Without the pictures, can you quote each line below exactly?

## begin Dataset content

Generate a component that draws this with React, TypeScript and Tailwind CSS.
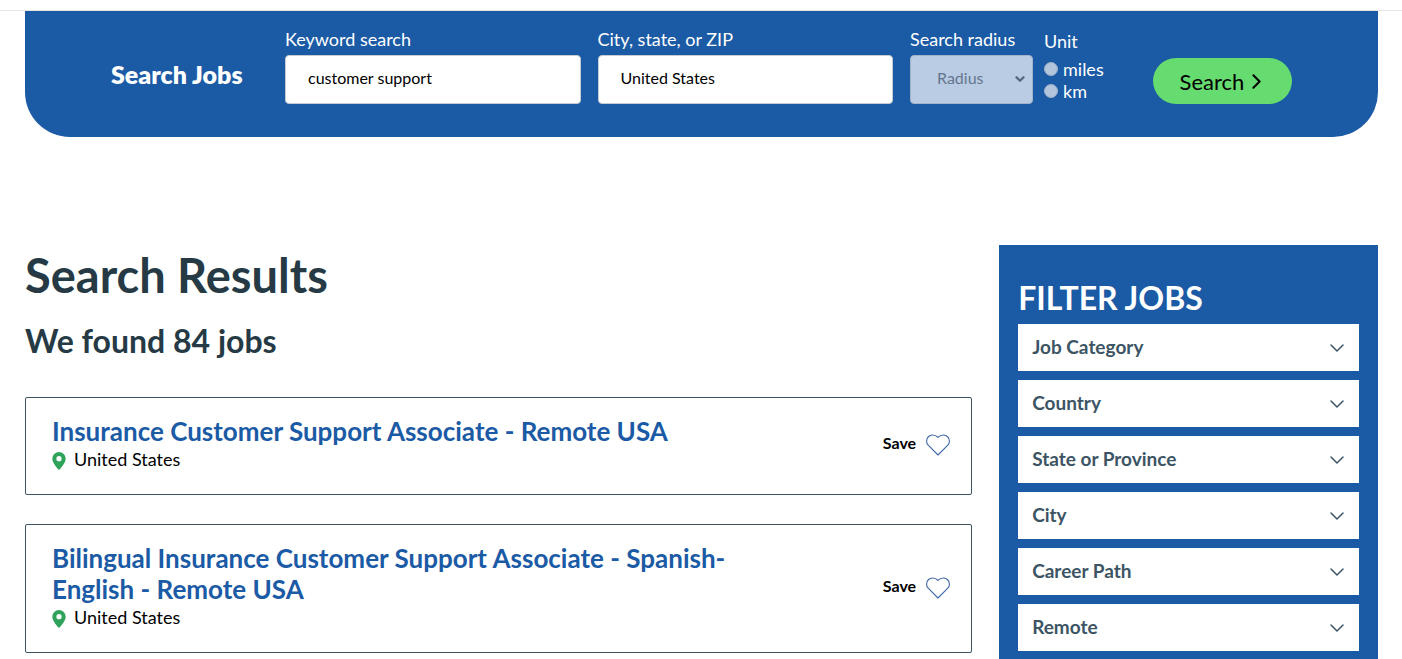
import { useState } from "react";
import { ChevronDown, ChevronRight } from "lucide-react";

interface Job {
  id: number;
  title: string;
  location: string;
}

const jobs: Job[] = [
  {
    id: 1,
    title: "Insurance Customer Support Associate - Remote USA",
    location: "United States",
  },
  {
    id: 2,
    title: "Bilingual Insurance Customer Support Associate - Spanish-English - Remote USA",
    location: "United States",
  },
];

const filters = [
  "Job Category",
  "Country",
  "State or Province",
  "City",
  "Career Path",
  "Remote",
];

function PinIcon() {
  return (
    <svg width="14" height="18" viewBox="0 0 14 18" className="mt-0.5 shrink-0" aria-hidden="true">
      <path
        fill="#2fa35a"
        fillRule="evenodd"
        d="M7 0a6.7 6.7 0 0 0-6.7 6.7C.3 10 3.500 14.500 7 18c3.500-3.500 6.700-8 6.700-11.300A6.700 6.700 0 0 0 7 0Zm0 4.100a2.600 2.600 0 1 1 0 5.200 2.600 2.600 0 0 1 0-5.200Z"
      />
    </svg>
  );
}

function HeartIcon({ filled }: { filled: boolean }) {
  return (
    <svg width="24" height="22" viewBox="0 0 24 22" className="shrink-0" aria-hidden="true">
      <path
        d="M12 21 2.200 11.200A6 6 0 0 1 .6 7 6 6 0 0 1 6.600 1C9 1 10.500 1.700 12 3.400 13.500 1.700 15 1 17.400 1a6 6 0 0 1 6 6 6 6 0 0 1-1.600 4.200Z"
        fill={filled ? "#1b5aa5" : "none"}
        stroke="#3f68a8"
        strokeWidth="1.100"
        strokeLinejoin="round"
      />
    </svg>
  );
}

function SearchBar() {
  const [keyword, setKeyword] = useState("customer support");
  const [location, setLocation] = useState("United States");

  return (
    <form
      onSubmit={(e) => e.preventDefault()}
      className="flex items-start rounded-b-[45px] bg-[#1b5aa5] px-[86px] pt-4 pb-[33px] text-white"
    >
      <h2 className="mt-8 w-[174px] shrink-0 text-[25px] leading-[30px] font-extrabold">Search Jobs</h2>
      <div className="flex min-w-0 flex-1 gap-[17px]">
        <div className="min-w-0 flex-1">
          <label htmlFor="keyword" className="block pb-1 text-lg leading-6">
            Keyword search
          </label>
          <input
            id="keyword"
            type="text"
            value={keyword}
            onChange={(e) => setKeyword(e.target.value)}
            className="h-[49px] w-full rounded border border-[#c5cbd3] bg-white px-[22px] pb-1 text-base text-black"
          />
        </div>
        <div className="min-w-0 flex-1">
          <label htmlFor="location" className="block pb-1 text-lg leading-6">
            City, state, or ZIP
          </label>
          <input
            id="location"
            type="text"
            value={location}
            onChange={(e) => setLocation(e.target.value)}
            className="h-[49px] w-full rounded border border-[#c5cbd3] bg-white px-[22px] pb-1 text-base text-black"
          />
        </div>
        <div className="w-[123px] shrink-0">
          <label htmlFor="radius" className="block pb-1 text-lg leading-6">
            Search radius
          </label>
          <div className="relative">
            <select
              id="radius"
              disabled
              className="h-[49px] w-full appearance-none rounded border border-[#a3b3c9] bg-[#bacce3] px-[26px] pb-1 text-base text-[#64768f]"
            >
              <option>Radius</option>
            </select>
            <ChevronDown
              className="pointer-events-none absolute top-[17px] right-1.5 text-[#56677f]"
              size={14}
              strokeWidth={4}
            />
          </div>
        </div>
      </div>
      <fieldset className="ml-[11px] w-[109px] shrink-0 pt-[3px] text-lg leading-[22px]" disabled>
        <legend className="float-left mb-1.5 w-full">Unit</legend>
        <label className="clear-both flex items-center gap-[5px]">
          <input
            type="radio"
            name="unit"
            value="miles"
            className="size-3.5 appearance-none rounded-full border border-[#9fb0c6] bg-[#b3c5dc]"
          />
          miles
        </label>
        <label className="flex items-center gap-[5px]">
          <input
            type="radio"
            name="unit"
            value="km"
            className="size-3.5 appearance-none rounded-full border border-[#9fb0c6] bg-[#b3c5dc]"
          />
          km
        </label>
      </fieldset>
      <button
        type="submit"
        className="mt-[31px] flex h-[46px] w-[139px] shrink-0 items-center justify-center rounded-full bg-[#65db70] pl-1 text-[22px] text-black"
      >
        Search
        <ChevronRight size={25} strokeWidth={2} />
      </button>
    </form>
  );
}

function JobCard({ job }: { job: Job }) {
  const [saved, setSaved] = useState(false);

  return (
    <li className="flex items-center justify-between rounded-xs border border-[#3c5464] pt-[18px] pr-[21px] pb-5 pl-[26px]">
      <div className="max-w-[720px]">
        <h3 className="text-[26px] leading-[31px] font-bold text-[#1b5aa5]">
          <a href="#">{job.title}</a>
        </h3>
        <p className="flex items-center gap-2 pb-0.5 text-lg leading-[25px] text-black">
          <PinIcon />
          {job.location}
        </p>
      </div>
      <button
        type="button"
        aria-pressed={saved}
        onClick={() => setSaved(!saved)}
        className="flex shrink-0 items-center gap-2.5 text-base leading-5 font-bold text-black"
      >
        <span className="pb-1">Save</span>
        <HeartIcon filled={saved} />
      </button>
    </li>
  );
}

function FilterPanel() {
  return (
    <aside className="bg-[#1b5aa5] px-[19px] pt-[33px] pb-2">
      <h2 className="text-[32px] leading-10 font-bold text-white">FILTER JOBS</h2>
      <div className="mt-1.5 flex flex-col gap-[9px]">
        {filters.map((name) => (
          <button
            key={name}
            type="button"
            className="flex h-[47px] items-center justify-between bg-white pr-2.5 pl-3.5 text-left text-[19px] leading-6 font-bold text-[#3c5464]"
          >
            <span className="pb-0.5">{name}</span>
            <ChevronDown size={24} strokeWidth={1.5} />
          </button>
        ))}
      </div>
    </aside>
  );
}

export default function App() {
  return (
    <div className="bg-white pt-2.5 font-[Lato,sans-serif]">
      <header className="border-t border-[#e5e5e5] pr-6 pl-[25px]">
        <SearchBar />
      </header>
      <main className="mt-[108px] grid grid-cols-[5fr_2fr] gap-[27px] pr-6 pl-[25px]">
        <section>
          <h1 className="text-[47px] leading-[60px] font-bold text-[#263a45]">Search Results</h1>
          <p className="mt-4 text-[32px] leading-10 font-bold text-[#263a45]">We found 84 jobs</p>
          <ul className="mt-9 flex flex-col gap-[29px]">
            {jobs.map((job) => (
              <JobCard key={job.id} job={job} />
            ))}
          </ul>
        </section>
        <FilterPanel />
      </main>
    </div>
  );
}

## end Dataset content

● **Reply**
Generate a component that draws this with React, TypeScript and Tailwind CSS.
import { useState } from "react";
import { ChevronDown, ChevronRight } from "lucide-react";

interface Job {
  id: number;
  title: string;
  location: string;
}

const jobs: Job[] = [
  {
    id: 1,
    title: "Insurance Customer Support Associate - Remote USA",
    location: "United States",
  },
  {
    id: 2,
    title: "Bilingual Insurance Customer Support Associate - Spanish-English - Remote USA",
    location: "United States",
  },
];

const filters = [
  "Job Category",
  "Country",
  "State or Province",
  "City",
  "Career Path",
  "Remote",
];

function PinIcon() {
  return (
    <svg width="14" height="18" viewBox="0 0 14 18" className="mt-0.5 shrink-0" aria-hidden="true">
      <path
        fill="#2fa35a"
        fillRule="evenodd"
        d="M7 0a6.7 6.7 0 0 0-6.7 6.7C.3 10 3.500 14.500 7 18c3.500-3.500 6.700-8 6.700-11.300A6.700 6.700 0 0 0 7 0Zm0 4.100a2.600 2.600 0 1 1 0 5.200 2.600 2.600 0 0 1 0-5.200Z"
      />
    </svg>
  );
}

function HeartIcon({ filled }: { filled: boolean }) {
  return (
    <svg width="24" height="22" viewBox="0 0 24 22" className="shrink-0" aria-hidden="true">
      <path
        d="M12 21 2.200 11.200A6 6 0 0 1 .6 7 6 6 0 0 1 6.600 1C9 1 10.500 1.700 12 3.400 13.500 1.700 15 1 17.400 1a6 6 0 0 1 6 6 6 6 0 0 1-1.600 4.200Z"
        fill={filled ? "#1b5aa5" : "none"}
        stroke="#3f68a8"
        strokeWidth="1.100"
        strokeLinejoin="round"
      />
    </svg>
  );
}

function SearchBar() {
  const [keyword, setKeyword] = useState("customer support");
  const [location, setLocation] = useState("United States");

  return (
    <form
      onSubmit={(e) => e.preventDefault()}
      className="flex items-start rounded-b-[45px] bg-[#1b5aa5] px-[86px] pt-4 pb-[33px] text-white"
    >
      <h2 className="mt-8 w-[174px] shrink-0 text-[25px] leading-[30px] font-extrabold">Search Jobs</h2>
      <div className="flex min-w-0 flex-1 gap-[17px]">
        <div className="min-w-0 flex-1">
          <label htmlFor="keyword" className="block pb-1 text-lg leading-6">
            Keyword search
          </label>
          <input
            id="keyword"
            type="text"
            value={keyword}
            onChange={(e) => setKeyword(e.target.value)}
            className="h-[49px] w-full rounded border border-[#c5cbd3] bg-white px-[22px] pb-1 text-base text-black"
          />
        </div>
        <div className="min-w-0 flex-1">
          <label htmlFor="location" className="block pb-1 text-lg leading-6">
            City, state, or ZIP
          </label>
          <input
            id="location"
            type="text"
            value={location}
            onChange={(e) => setLocation(e.target.value)}
            className="h-[49px] w-full rounded border border-[#c5cbd3] bg-white px-[22px] pb-1 text-base text-black"
          />
        </div>
        <div className="w-[123px] shrink-0">
          <label htmlFor="radius" className="block pb-1 text-lg leading-6">
            Search radius
          </label>
          <div className="relative">
            <select
              id="radius"
              disabled
              className="h-[49px] w-full appearance-none rounded border border-[#a3b3c9] bg-[#bacce3] px-[26px] pb-1 text-base text-[#64768f]"
            >
              <option>Radius</option>
            </select>
            <ChevronDown
              className="pointer-events-none absolute top-[17px] right-1.5 text-[#56677f]"
              size={14}
              strokeWidth={4}
            />
          </div>
        </div>
      </div>
      <fieldset className="ml-[11px] w-[109px] shrink-0 pt-[3px] text-lg leading-[22px]" disabled>
        <legend className="float-left mb-1.5 w-full">Unit</legend>
        <label className="clear-both flex items-center gap-[5px]">
          <input
            type="radio"
            name="unit"
            value="miles"
            className="size-3.5 appearance-none rounded-full border border-[#9fb0c6] bg-[#b3c5dc]"
          />
          miles
        </label>
        <label className="flex items-center gap-[5px]">
          <input
            type="radio"
            name="unit"
            value="km"
            className="size-3.5 appearance-none rounded-full border border-[#9fb0c6] bg-[#b3c5dc]"
          />
          km
        </label>
      </fieldset>
      <button
        type="submit"
        className="mt-[31px] flex h-[46px] w-[139px] shrink-0 items-center justify-center rounded-full bg-[#65db70] pl-1 text-[22px] text-black"
      >
        Search
        <ChevronRight size={25} strokeWidth={2} />
      </button>
    </form>
  );
}

function JobCard({ job }: { job: Job }) {
  const [saved, setSaved] = useState(false);

  return (
    <li className="flex items-center justify-between rounded-xs border border-[#3c5464] pt-[18px] pr-[21px] pb-5 pl-[26px]">
      <div className="max-w-[720px]">
        <h3 className="text-[26px] leading-[31px] font-bold text-[#1b5aa5]">
          <a href="#">{job.title}</a>
        </h3>
        <p className="flex items-center gap-2 pb-0.5 text-lg leading-[25px] text-black">
          <PinIcon />
          {job.location}
        </p>
      </div>
      <button
        type="button"
        aria-pressed={saved}
        onClick={() => setSaved(!saved)}
        className="flex shrink-0 items-center gap-2.5 text-base leading-5 font-bold text-black"
      >
        <span className="pb-1">Save</span>
        <HeartIcon filled={saved} />
      </button>
    </li>
  );
}

function FilterPanel() {
  return (
    <aside className="bg-[#1b5aa5] px-[19px] pt-[33px] pb-2">
      <h2 className="text-[32px] leading-10 font-bold text-white">FILTER JOBS</h2>
      <div className="mt-1.5 flex flex-col gap-[9px]">
        {filters.map((name) => (
          <button
            key={name}
            type="button"
            className="flex h-[47px] items-center justify-between bg-white pr-2.5 pl-3.5 text-left text-[19px] leading-6 font-bold text-[#3c5464]"
          >
            <span className="pb-0.5">{name}</span>
            <ChevronDown size={24} strokeWidth={1.5} />
          </button>
        ))}
      </div>
    </aside>
  );
}

export default function App() {
  return (
    <div className="bg-white pt-2.5 font-[Lato,sans-serif]">
      <header className="border-t border-[#e5e5e5] pr-6 pl-[25px]">
        <SearchBar />
      </header>
      <main className="mt-[108px] grid grid-cols-[5fr_2fr] gap-[27px] pr-6 pl-[25px]">
        <section>
          <h1 className="text-[47px] leading-[60px] font-bold text-[#263a45]">Search Results</h1>
          <p className="mt-4 text-[32px] leading-10 font-bold text-[#263a45]">We found 84 jobs</p>
          <ul className="mt-9 flex flex-col gap-[29px]">
            {jobs.map((job) => (
              <JobCard key={job.id} job={job} />
            ))}
          </ul>
        </section>
        <FilterPanel />
      </main>
    </div>
  );
}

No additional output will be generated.